▼

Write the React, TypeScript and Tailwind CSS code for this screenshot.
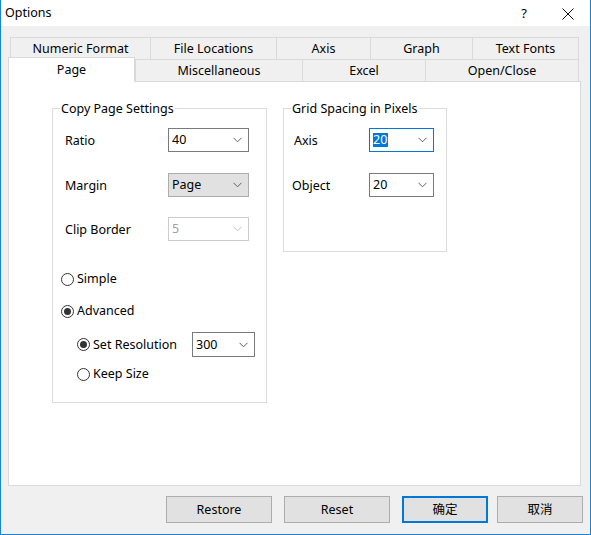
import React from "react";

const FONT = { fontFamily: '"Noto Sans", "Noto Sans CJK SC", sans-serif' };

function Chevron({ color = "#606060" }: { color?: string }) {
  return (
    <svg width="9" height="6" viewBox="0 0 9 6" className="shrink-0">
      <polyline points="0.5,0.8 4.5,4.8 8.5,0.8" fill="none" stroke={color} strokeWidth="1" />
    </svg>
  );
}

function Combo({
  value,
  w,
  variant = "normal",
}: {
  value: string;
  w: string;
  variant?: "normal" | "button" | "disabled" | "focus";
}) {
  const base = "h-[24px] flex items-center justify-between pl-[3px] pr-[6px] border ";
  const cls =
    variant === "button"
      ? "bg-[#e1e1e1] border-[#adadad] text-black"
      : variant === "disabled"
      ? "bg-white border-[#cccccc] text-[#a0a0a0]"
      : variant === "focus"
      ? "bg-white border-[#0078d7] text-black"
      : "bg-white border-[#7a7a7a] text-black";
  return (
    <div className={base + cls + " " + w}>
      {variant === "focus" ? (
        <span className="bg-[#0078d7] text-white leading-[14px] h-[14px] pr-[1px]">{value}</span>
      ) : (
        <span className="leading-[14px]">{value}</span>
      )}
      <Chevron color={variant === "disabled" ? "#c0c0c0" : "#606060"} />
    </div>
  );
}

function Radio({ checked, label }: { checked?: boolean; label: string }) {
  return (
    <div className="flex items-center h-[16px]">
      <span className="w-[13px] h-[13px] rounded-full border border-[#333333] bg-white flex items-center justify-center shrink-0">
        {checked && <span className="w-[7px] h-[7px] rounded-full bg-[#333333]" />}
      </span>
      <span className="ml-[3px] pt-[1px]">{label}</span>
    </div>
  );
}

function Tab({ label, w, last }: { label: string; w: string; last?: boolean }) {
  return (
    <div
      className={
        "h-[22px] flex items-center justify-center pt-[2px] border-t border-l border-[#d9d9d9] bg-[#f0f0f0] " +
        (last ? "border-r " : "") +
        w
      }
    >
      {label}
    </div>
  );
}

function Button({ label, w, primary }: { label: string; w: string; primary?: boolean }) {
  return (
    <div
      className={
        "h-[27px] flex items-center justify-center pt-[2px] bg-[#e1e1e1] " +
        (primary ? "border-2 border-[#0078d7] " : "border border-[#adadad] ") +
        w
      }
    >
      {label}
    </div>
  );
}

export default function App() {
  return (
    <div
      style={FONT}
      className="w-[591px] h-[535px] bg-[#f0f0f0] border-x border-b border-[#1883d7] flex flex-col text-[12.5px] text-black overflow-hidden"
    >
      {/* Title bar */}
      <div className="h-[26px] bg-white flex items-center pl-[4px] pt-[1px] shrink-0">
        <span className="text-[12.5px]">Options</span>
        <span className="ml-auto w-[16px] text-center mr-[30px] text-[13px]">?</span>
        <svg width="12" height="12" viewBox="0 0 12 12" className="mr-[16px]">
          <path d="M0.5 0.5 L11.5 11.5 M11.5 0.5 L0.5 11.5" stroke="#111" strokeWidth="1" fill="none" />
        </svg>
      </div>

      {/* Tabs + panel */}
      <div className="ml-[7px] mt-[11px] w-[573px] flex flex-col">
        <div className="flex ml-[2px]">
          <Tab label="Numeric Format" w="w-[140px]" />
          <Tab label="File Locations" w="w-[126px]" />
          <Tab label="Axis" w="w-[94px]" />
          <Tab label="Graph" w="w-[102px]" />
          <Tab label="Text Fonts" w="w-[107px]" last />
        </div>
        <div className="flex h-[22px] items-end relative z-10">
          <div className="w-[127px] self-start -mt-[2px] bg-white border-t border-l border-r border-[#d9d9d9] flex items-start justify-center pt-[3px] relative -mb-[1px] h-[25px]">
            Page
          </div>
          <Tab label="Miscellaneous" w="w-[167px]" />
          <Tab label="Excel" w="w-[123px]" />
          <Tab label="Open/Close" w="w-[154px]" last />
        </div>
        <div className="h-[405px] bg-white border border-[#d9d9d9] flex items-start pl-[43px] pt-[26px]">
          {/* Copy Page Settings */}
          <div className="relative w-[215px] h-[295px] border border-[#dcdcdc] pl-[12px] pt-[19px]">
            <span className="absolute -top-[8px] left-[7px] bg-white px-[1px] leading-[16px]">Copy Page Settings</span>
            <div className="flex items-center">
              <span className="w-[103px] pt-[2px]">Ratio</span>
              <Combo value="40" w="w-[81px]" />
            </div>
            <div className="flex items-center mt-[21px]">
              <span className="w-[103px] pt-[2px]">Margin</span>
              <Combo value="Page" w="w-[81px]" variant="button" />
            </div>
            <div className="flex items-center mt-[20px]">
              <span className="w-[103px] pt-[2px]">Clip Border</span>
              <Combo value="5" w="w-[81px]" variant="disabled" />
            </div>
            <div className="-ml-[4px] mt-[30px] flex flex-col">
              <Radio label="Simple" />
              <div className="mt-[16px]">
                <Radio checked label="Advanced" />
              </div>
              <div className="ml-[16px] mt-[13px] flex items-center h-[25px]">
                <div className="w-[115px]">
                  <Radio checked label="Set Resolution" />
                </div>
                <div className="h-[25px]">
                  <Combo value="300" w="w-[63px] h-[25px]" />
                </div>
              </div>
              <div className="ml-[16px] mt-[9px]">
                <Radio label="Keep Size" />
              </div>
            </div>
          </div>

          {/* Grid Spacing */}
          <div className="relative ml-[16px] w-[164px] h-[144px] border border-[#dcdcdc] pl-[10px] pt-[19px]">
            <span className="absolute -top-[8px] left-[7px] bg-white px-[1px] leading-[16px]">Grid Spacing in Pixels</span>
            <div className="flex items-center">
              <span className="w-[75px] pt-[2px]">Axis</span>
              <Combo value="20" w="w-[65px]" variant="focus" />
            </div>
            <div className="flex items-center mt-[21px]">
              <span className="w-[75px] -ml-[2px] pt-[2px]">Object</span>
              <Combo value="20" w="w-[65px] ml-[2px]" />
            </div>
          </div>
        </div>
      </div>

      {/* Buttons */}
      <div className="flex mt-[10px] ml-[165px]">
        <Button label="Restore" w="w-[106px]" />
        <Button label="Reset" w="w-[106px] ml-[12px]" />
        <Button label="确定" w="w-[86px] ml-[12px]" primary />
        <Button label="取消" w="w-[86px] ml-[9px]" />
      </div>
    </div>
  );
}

▲

## WORK REQUIRED
From start to finish, output the listing exactly, but omit its pictures.

## COMPLETE ANSWER
Write the React, TypeScript and Tailwind CSS code for this screenshot.
import React from "react";

const FONT = { fontFamily: '"Noto Sans", "Noto Sans CJK SC", sans-serif' };

function Chevron({ color = "#606060" }: { color?: string }) {
  return (
    <svg width="9" height="6" viewBox="0 0 9 6" className="shrink-0">
      <polyline points="0.5,0.8 4.5,4.8 8.5,0.8" fill="none" stroke={color} strokeWidth="1" />
    </svg>
  );
}

function Combo({
  value,
  w,
  variant = "normal",
}: {
  value: string;
  w: string;
  variant?: "normal" | "button" | "disabled" | "focus";
}) {
  const base = "h-[24px] flex items-center justify-between pl-[3px] pr-[6px] border ";
  const cls =
    variant === "button"
      ? "bg-[#e1e1e1] border-[#adadad] text-black"
      : variant === "disabled"
      ? "bg-white border-[#cccccc] text-[#a0a0a0]"
      : variant === "focus"
      ? "bg-white border-[#0078d7] text-black"
      : "bg-white border-[#7a7a7a] text-black";
  return (
    <div className={base + cls + " " + w}>
      {variant === "focus" ? (
        <span className="bg-[#0078d7] text-white leading-[14px] h-[14px] pr-[1px]">{value}</span>
      ) : (
        <span className="leading-[14px]">{value}</span>
      )}
      <Chevron color={variant === "disabled" ? "#c0c0c0" : "#606060"} />
    </div>
  );
}

function Radio({ checked, label }: { checked?: boolean; label: string }) {
  return (
    <div className="flex items-center h-[16px]">
      <span className="w-[13px] h-[13px] rounded-full border border-[#333333] bg-white flex items-center justify-center shrink-0">
        {checked && <span className="w-[7px] h-[7px] rounded-full bg-[#333333]" />}
      </span>
      <span className="ml-[3px] pt-[1px]">{label}</span>
    </div>
  );
}

function Tab({ label, w, last }: { label: string; w: string; last?: boolean }) {
  return (
    <div
      className={
        "h-[22px] flex items-center justify-center pt-[2px] border-t border-l border-[#d9d9d9] bg-[#f0f0f0] " +
        (last ? "border-r " : "") +
        w
      }
    >
      {label}
    </div>
  );
}

function Button({ label, w, primary }: { label: string; w: string; primary?: boolean }) {
  return (
    <div
      className={
        "h-[27px] flex items-center justify-center pt-[2px] bg-[#e1e1e1] " +
        (primary ? "border-2 border-[#0078d7] " : "border border-[#adadad] ") +
        w
      }
    >
      {label}
    </div>
  );
}

export default function App() {
  return (
    <div
      style={FONT}
      className="w-[591px] h-[535px] bg-[#f0f0f0] border-x border-b border-[#1883d7] flex flex-col text-[12.5px] text-black overflow-hidden"
    >
      {/* Title bar */}
      <div className="h-[26px] bg-white flex items-center pl-[4px] pt-[1px] shrink-0">
        <span className="text-[12.5px]">Options</span>
        <span className="ml-auto w-[16px] text-center mr-[30px] text-[13px]">?</span>
        <svg width="12" height="12" viewBox="0 0 12 12" className="mr-[16px]">
          <path d="M0.5 0.5 L11.5 11.5 M11.5 0.5 L0.5 11.5" stroke="#111" strokeWidth="1" fill="none" />
        </svg>
      </div>

      {/* Tabs + panel */}
      <div className="ml-[7px] mt-[11px] w-[573px] flex flex-col">
        <div className="flex ml-[2px]">
          <Tab label="Numeric Format" w="w-[140px]" />
          <Tab label="File Locations" w="w-[126px]" />
          <Tab label="Axis" w="w-[94px]" />
          <Tab label="Graph" w="w-[102px]" />
          <Tab label="Text Fonts" w="w-[107px]" last />
        </div>
        <div className="flex h-[22px] items-end relative z-10">
          <div className="w-[127px] self-start -mt-[2px] bg-white border-t border-l border-r border-[#d9d9d9] flex items-start justify-center pt-[3px] relative -mb-[1px] h-[25px]">
            Page
          </div>
          <Tab label="Miscellaneous" w="w-[167px]" />
          <Tab label="Excel" w="w-[123px]" />
          <Tab label="Open/Close" w="w-[154px]" last />
        </div>
        <div className="h-[405px] bg-white border border-[#d9d9d9] flex items-start pl-[43px] pt-[26px]">
          {/* Copy Page Settings */}
          <div className="relative w-[215px] h-[295px] border border-[#dcdcdc] pl-[12px] pt-[19px]">
            <span className="absolute -top-[8px] left-[7px] bg-white px-[1px] leading-[16px]">Copy Page Settings</span>
            <div className="flex items-center">
              <span className="w-[103px] pt-[2px]">Ratio</span>
              <Combo value="40" w="w-[81px]" />
            </div>
            <div className="flex items-center mt-[21px]">
              <span className="w-[103px] pt-[2px]">Margin</span>
              <Combo value="Page" w="w-[81px]" variant="button" />
            </div>
            <div className="flex items-center mt-[20px]">
              <span className="w-[103px] pt-[2px]">Clip Border</span>
              <Combo value="5" w="w-[81px]" variant="disabled" />
            </div>
            <div className="-ml-[4px] mt-[30px] flex flex-col">
              <Radio label="Simple" />
              <div className="mt-[16px]">
                <Radio checked label="Advanced" />
              </div>
              <div className="ml-[16px] mt-[13px] flex items-center h-[25px]">
                <div className="w-[115px]">
                  <Radio checked label="Set Resolution" />
                </div>
                <div className="h-[25px]">
                  <Combo value="300" w="w-[63px] h-[25px]" />
                </div>
              </div>
              <div className="ml-[16px] mt-[9px]">
                <Radio label="Keep Size" />
              </div>
            </div>
          </div>

          {/* Grid Spacing */}
          <div className="relative ml-[16px] w-[164px] h-[144px] border border-[#dcdcdc] pl-[10px] pt-[19px]">
            <span className="absolute -top-[8px] left-[7px] bg-white px-[1px] leading-[16px]">Grid Spacing in Pixels</span>
            <div className="flex items-center">
              <span className="w-[75px] pt-[2px]">Axis</span>
              <Combo value="20" w="w-[65px]" variant="focus" />
            </div>
            <div className="flex items-center mt-[21px]">
              <span className="w-[75px] -ml-[2px] pt-[2px]">Object</span>
              <Combo value="20" w="w-[65px] ml-[2px]" />
            </div>
          </div>
        </div>
      </div>

      {/* Buttons */}
      <div className="flex mt-[10px] ml-[165px]">
        <Button label="Restore" w="w-[106px]" />
        <Button label="Reset" w="w-[106px] ml-[12px]" />
        <Button label="确定" w="w-[86px] ml-[12px]" primary />
        <Button label="取消" w="w-[86px] ml-[9px]" />
      </div>
    </div>
  );
}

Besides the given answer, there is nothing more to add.